Obama döneminin dış politika karnesine kısaca göz atalım. Obama’nın en önemli dış politika hedefleri Irak ve Afganistan savaşlarına son vermekti. ABD Irak’tan çekildi ama bu ülke barışa kavuşmadı. Her an iç savaşa sürüklenebilir, parçalanabilir. Şimdi Irak’ta esas etkili dış güç İran’dır. ABD, Afganistan’dan askerlerini çekiyor. Ama Afganistan’ın geleceği belirsiz. Obama, Libya’ya askeri müdahaleyi desteklemişti.

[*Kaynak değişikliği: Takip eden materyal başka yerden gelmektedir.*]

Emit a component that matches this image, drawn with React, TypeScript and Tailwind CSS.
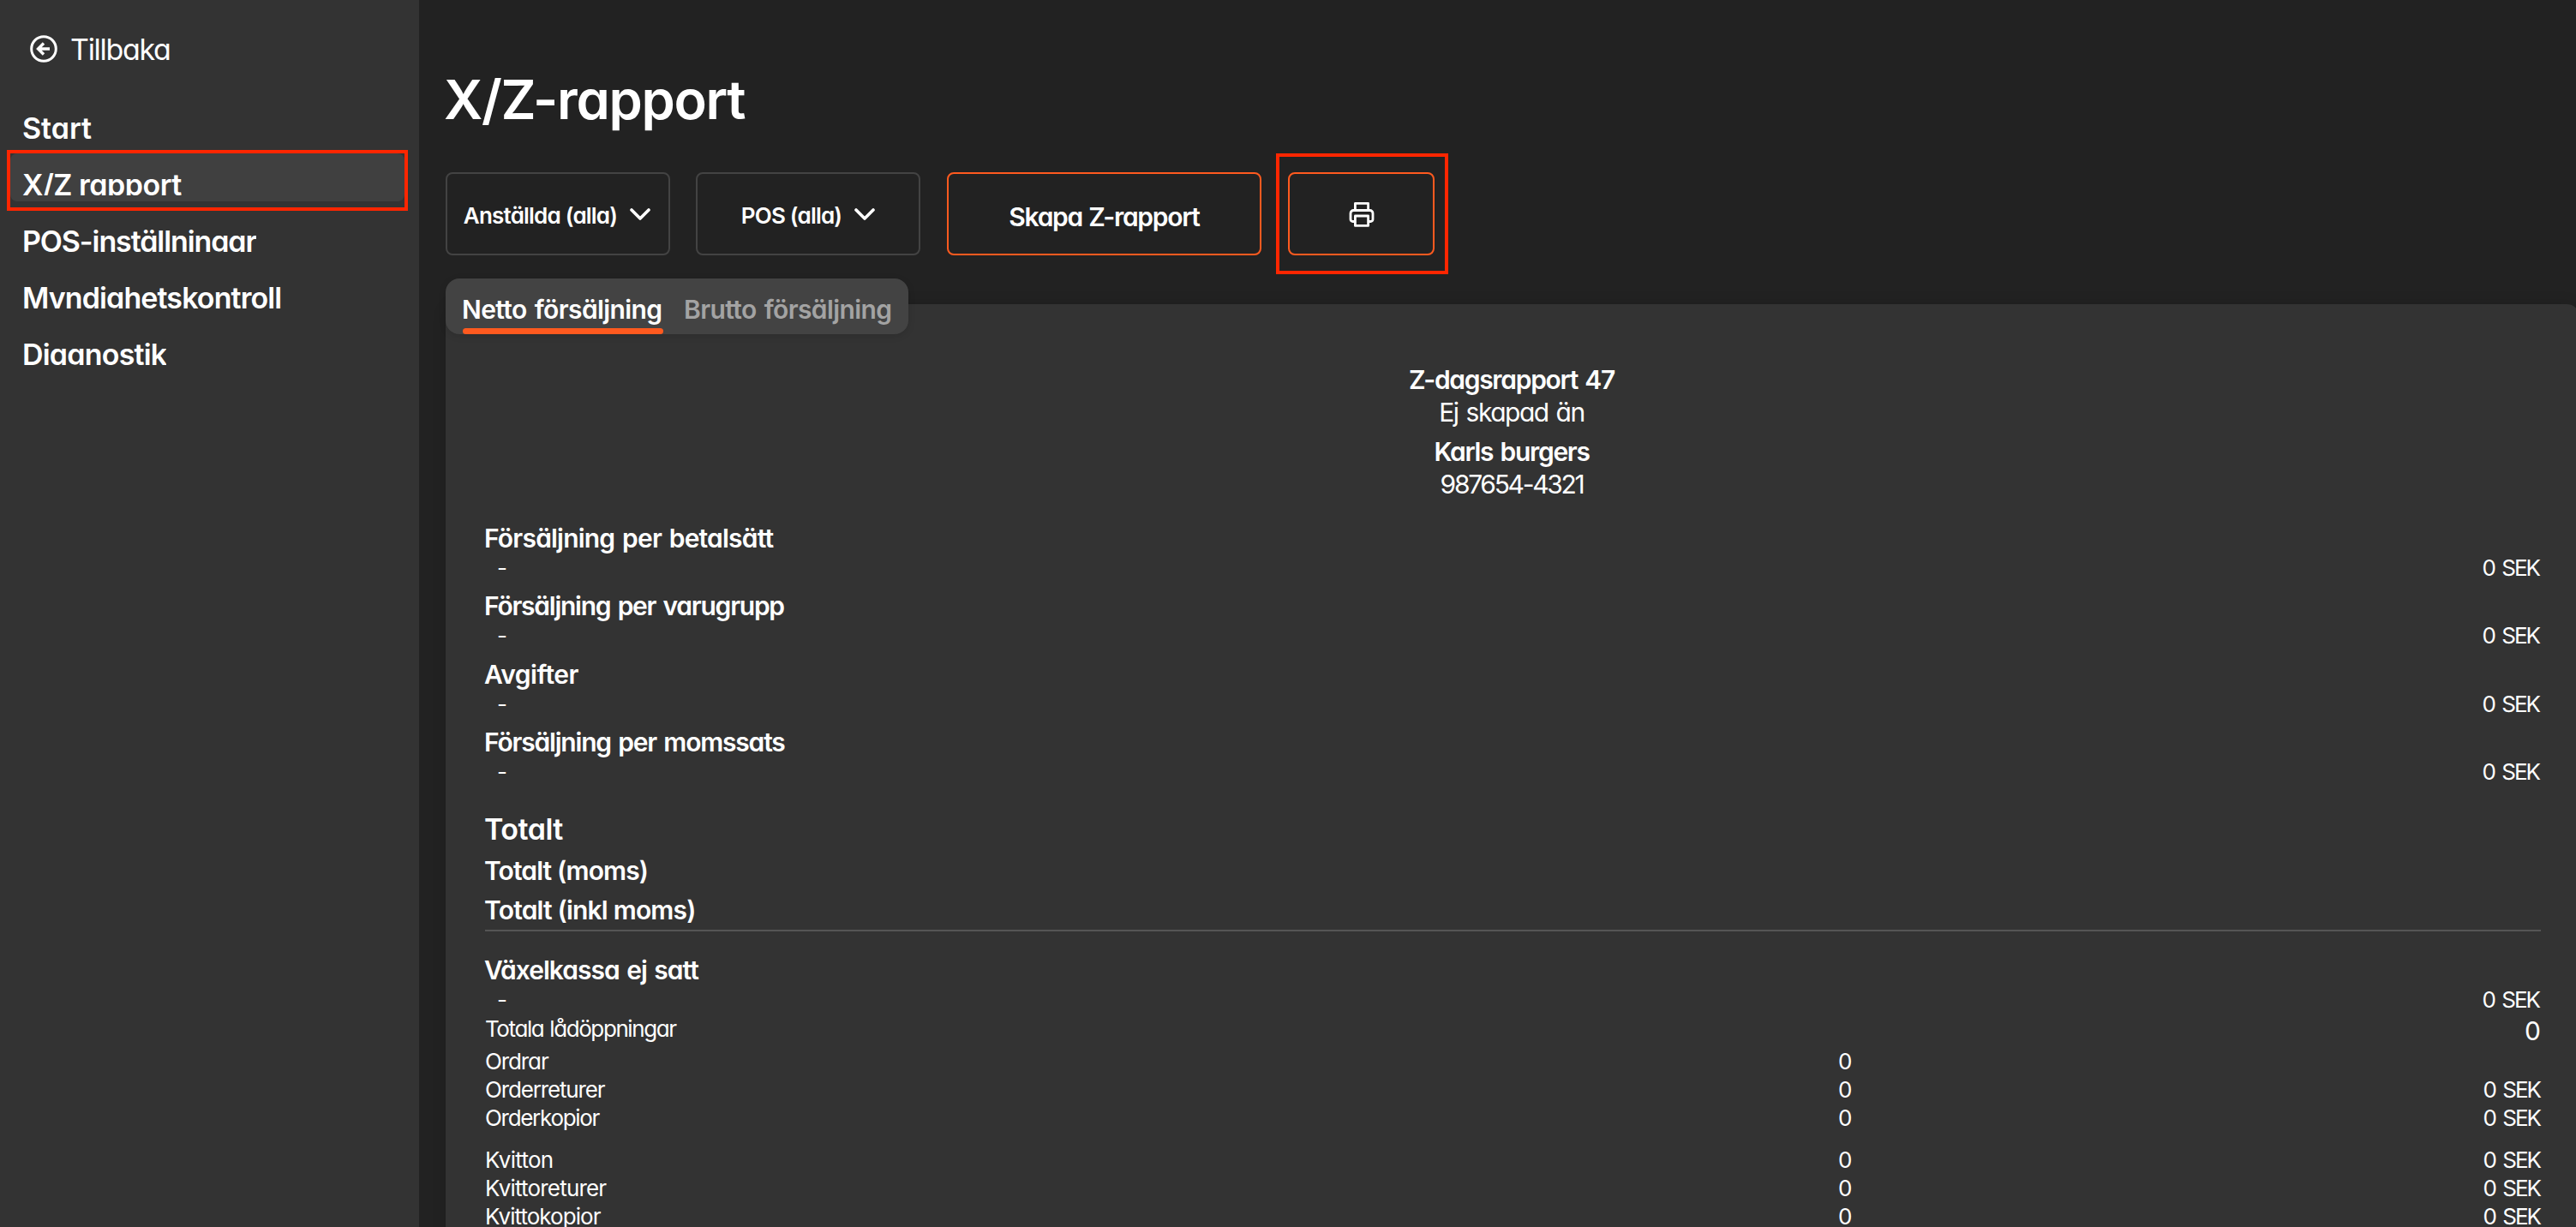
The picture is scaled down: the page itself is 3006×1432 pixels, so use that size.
import { useState } from 'react';

const MENU = [
  { label: 'Start', tracking: 'tracking-[0px]' },
  { label: 'X/Z rapport', tracking: 'tracking-[-0.5px]' },
  { label: 'POS-inställningar', tracking: 'tracking-[-1.1px]' },
  { label: 'Myndighetskontroll', tracking: 'tracking-[-0.9px]' },
  { label: 'Diagnostik', tracking: 'tracking-[-0.8px]' },
];

const TABS = ['Netto försäljning', 'Brutto försäljning'];

const SECTIONS = [
  { title: 'Försäljning per betalsätt', value: '0 SEK', tracking: 'tracking-[-0.8px]' },
  { title: 'Försäljning per varugrupp', value: '0 SEK', tracking: 'tracking-[-1.25px]' },
  { title: 'Avgifter', value: '0 SEK', tracking: 'tracking-[-0.5px]' },
  { title: 'Försäljning per momssats', value: '0 SEK', tracking: 'tracking-[-1.2px]' },
];

const COUNTERS = [
  [
    { label: 'Ordrar', count: 0, sum: '', tracking: 'tracking-[-1.1px]' },
    { label: 'Orderreturer', count: 0, sum: '0 SEK', tracking: 'tracking-[-1.15px]' },
    { label: 'Orderkopior', count: 0, sum: '0 SEK', tracking: 'tracking-[-1.3px]' },
  ],
  [
    { label: 'Kvitton', count: 0, sum: '0 SEK', tracking: 'tracking-[-0.7px]' },
    { label: 'Kvittoreturer', count: 0, sum: '0 SEK', tracking: 'tracking-[-0.8px]' },
    { label: 'Kvittokopior', count: 0, sum: '0 SEK', tracking: 'tracking-[-0.95px]' },
  ],
];

function BackIcon() {
  return (
    <svg width="32" height="32" viewBox="0 0 32 32" fill="none" stroke="currentColor" strokeWidth="3">
      <circle cx="16" cy="16" r="14.3" />
      <path d="M23 16H10.5M16 9.5 9.5 16l6.5 6.5" strokeWidth="3.4" />
    </svg>
  );
}

function ChevronIcon() {
  return (
    <svg width="24" height="14" viewBox="0 0 24 14" fill="none" stroke="currentColor" strokeWidth="3.6" strokeLinecap="round" strokeLinejoin="round">
      <path d="M2 2l10 10L22 2" />
    </svg>
  );
}

function PrintIcon() {
  return (
    <svg width="30" height="30" viewBox="0 0 30 30" fill="none" stroke="currentColor" strokeWidth="2.8" strokeLinejoin="round">
      <path d="M7.4 10.5V2.4h15.2v8.1" />
      <path d="M7.4 23.5H4.5a2.5 2.5 0 0 1-2.5-2.5v-7a3.5 3.5 0 0 1 3.5-3.5h19A3.5 3.5 0 0 1 28 14v7a2.5 2.5 0 0 1-2.5 2.5h-2.9" />
      <path d="M7.4 17h15.2v11.4H7.4z" />
    </svg>
  );
}

function Section({ title, value, tracking }: { title: string; value: string; tracking: string }) {
  return (
    <div>
      <h3 className={`-ml-px h-[38px] text-[30px] leading-[40px] font-semibold [word-spacing:2px] ${tracking}`}>{title}</h3>
      <div className="flex h-[33.33px] justify-between text-[26px] leading-[34px]">
        <span className="pl-[14px]">-</span>
        <span className="pr-[2px] tracking-[-2px] [word-spacing:3px]">{value}</span>
      </div>
    </div>
  );
}

export default function App() {
  const [activeMenu, setActiveMenu] = useState('X/Z rapport');
  const [activeTab, setActiveTab] = useState(TABS[0]);

  return (
    <div className="flex h-[1432px] w-[3006px] overflow-hidden bg-[#222222] font-['Inter','Open_Sans',sans-serif] whitespace-nowrap text-white [font-feature-settings:'cv11']">
      {/* Sidebar */}
      <aside className="w-[489px] shrink-0 bg-[#333333]">
        <button className="mt-[37px] ml-[35px] flex h-10 items-center gap-[15px] text-[34px] leading-10">
          <BackIcon />
          <span className="pt-[2px] tracking-[-1.3px]">Tillbaka</span>
        </button>
        <nav className="mt-[32px] flex flex-col px-2">
          {MENU.map((item) => (
            <button
              key={item.label}
              onClick={() => setActiveMenu(item.label)}
              className="relative flex h-[66px] w-[468px] items-start pt-[4px] text-left"
            >
              <span
                className={`ml-1 flex h-[56px] w-[460px] rounded-lg pt-[20px] pl-[14px] ${
                  activeMenu === item.label ? 'bg-[#404040]' : ''
                }`}
              >
                <span className={`h-[29px] overflow-hidden pt-[3px] text-[34px] leading-[28px] font-semibold ${item.tracking}`}>
                  {item.label}
                </span>
              </span>
              {activeMenu === item.label && (
                <span className="absolute top-0 left-0 h-[71px] w-[468px] border-4 border-[#ff2600]" />
              )}
            </button>
          ))}
        </nav>
      </aside>

      <main className="w-[2517px] shrink-0 pl-[31px]">
        <h1 className="-ml-[2px] mt-[80px] h-[72px] text-[63px] leading-[72px] font-semibold tracking-[-1.3px]">X/Z-rapport</h1>

        {/* Filter och åtgärder */}
        <div className="mt-[49px] flex h-[97px] items-stretch">
          <button className="flex w-[262px] items-center justify-center gap-[15px] rounded-lg border-2 border-[#434343] pr-[2px] text-[26px] font-semibold">
            <span className="pt-[3px] tracking-[-0.8px]">Anställda (alla)</span>
            <ChevronIcon />
          </button>
          <button className="ml-[30px] flex w-[262px] items-center justify-center gap-[15px] rounded-lg border-2 border-[#434343] text-[26px] font-semibold">
            <span className="pt-[3px] tracking-[-0.8px]">POS (alla)</span>
            <ChevronIcon />
          </button>
          <button className="ml-[31px] w-[367px] rounded-lg border-2 border-[#ff5a1f] pt-[7px] text-[30px] font-semibold tracking-[-1.3px] [word-spacing:1px]">
            Skapa Z-rapport
          </button>
          <div className="relative ml-[31px] w-[171px]">
            <button className="flex h-full w-full items-center justify-center rounded-lg border-2 border-[#ff5a1f]">
              <PrintIcon />
            </button>
            <span className="absolute -top-[22px] -left-[14px] h-[141px] w-[201px] border-4 border-[#ff2600]" />
          </div>
        </div>

        {/* Flikar */}
        <div className="relative z-10 mt-[27px] flex h-[65px] w-[540px] gap-[25px] rounded-2xl bg-[#434343] pl-5 shadow-[0_2px_8px_rgba(0,0,0,0.12)]">
          {TABS.map((tab) => (
            <button
              key={tab}
              onClick={() => setActiveTab(tab)}
              className={`flex h-full w-[234px] flex-col justify-between pt-[16px] text-left text-[30px] leading-[40px] font-semibold tracking-[-0.6px] [word-spacing:2px] ${
                activeTab === tab ? 'text-white' : 'text-[#a3a3a3]'
              }`}
            >
              <span className="-ml-px">{tab}</span>
              {activeTab === tab && <span className="h-[7px] w-full rounded-full bg-[#ff5a1f]" />}
            </button>
          ))}
        </div>

        {/* Rapport */}
        <section className="-mt-[35px] h-[1100px] w-[2491px] rounded-2xl bg-[#333333] px-[46px] pt-[69px] shadow-[0_0_16px_rgba(0,0,0,0.15)]">
          <div className="pr-[3px] text-center text-[30px] leading-[38px]">
            <p className="font-semibold tracking-[-1.3px] [word-spacing:2px]">Z-dagsrapport 47</p>
            <p className="tracking-[-1.5px] [word-spacing:2px]">Ej skapad än</p>
            <p className="mt-2 font-semibold tracking-[-1.3px] [word-spacing:2px]">Karls burgers</p>
            <p className="tracking-[-2.3px]">987654-4321</p>
          </div>

          <div className="mt-6 flex flex-col gap-2">
            {SECTIONS.map((s) => (
              <Section key={s.title} {...s} />
            ))}
          </div>

          <div className="mt-[25px] border-b-2 border-[#555555] font-semibold">
            <h2 className="-ml-px text-[34px] leading-[51px] tracking-[-0.5px]">Totalt</h2>
            <p className="-ml-px h-[46px] text-[30px] leading-[47px] tracking-[-0.9px]">Totalt (moms)</p>
            <p className="-ml-px h-[46px] text-[30px] leading-[47px] tracking-[-0.8px]">Totalt (inkl moms)</p>
          </div>

          <div className="mt-[25px]">
            <Section title="Växelkassa ej satt" value="0 SEK" tracking="tracking-[-1px]" />
            <div className="flex h-[38.7px] justify-between">
              <span className="text-[26px] leading-[34px] tracking-[-1.4px] [word-spacing:1px]">Totala lådöppningar</span>
              <span className="text-[30px] leading-[39px]">0</span>
            </div>
          </div>

          <div className="flex flex-col gap-4 text-[26px] leading-[33px]">
            {COUNTERS.map((group, i) => (
              <div key={i}>
                {group.map((row) => (
                  <div key={row.label} className="grid grid-cols-[1579px_1fr_auto]">
                    <span className={row.tracking}>{row.label}</span>
                    <span>{row.count}</span>
                    <span className="pr-px tracking-[-2px] [word-spacing:3px]">{row.sum}</span>
                  </div>
                ))}
              </div>
            ))}
          </div>
        </section>
      </main>
    </div>
  );
}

Libya’da durum tam bir anarşi (devlet yokluğu). Suriye ve Ukrayna’da durum belli. ABD’nin gücünün azalmakta olduğu algısı dünyada güçleniyor. Boşluktan yararlanan Rusya, kendi bölgesine “çeki düzen veriyor”. Çin, bazı komşularına sopa gösteriyor. Suriye’de 150 binden fazla insan hayatını kaybetti. Milyonlarca insan göçmen oldu. BM İnsani Yardım yetkilisi John Ging “Harekete geçmek için daha kaç insanın ölmesi gerekir? Bir milyon mu?” (Must a million die?) diye sordu. Esad, parmağını Obama’nın gözüne sokarak “seçime” hazırlanıyor. Suriye’de kazanan Esad, İran ve Rusya. Yani Obama’nın dış politika karnesi parlak değil. ABD elbette hala güçlü. İsterse ağırlığını koyabilir. Ama çeşitli nedenlerle o irade giderek azalıyor. Obama dönemi, ABD’nin uluslararası etkisinin azaldığı bir dönem olarak tarihe geçecek. Tehlikelerin ve belirsizliklerin artacağı yeni bir uluslararası düzene giriyoruz.
Yanı başımızdaki Suriye’de akan kanı, insanlık trajedisini görmezden gelen Amerikalılar şanslarını Kıbrıs’ta mı denemek istiyorlar? “Kolay” başarı mı arıyorlar? Olabilir. Varsın bir de Biden denesin. Bu ziyaretin nedenini ABD iç siyasetinde, Joe Biden’ın kişisel siyasi planlarında arayanlar da var. Peki, bu ziyaretten ciddi bir sonuç çıkar mı? İki tarafta da böyle bir beklenti olduğunu sanmıyorum. John Kerry ile görüştükten sonra yaptığı açıklamada Kasulides, Biden ziyaretinden “küçük adımlar” beklenebileceğini söyledi. “Büyük beklentilere girmeyin” demek istedi.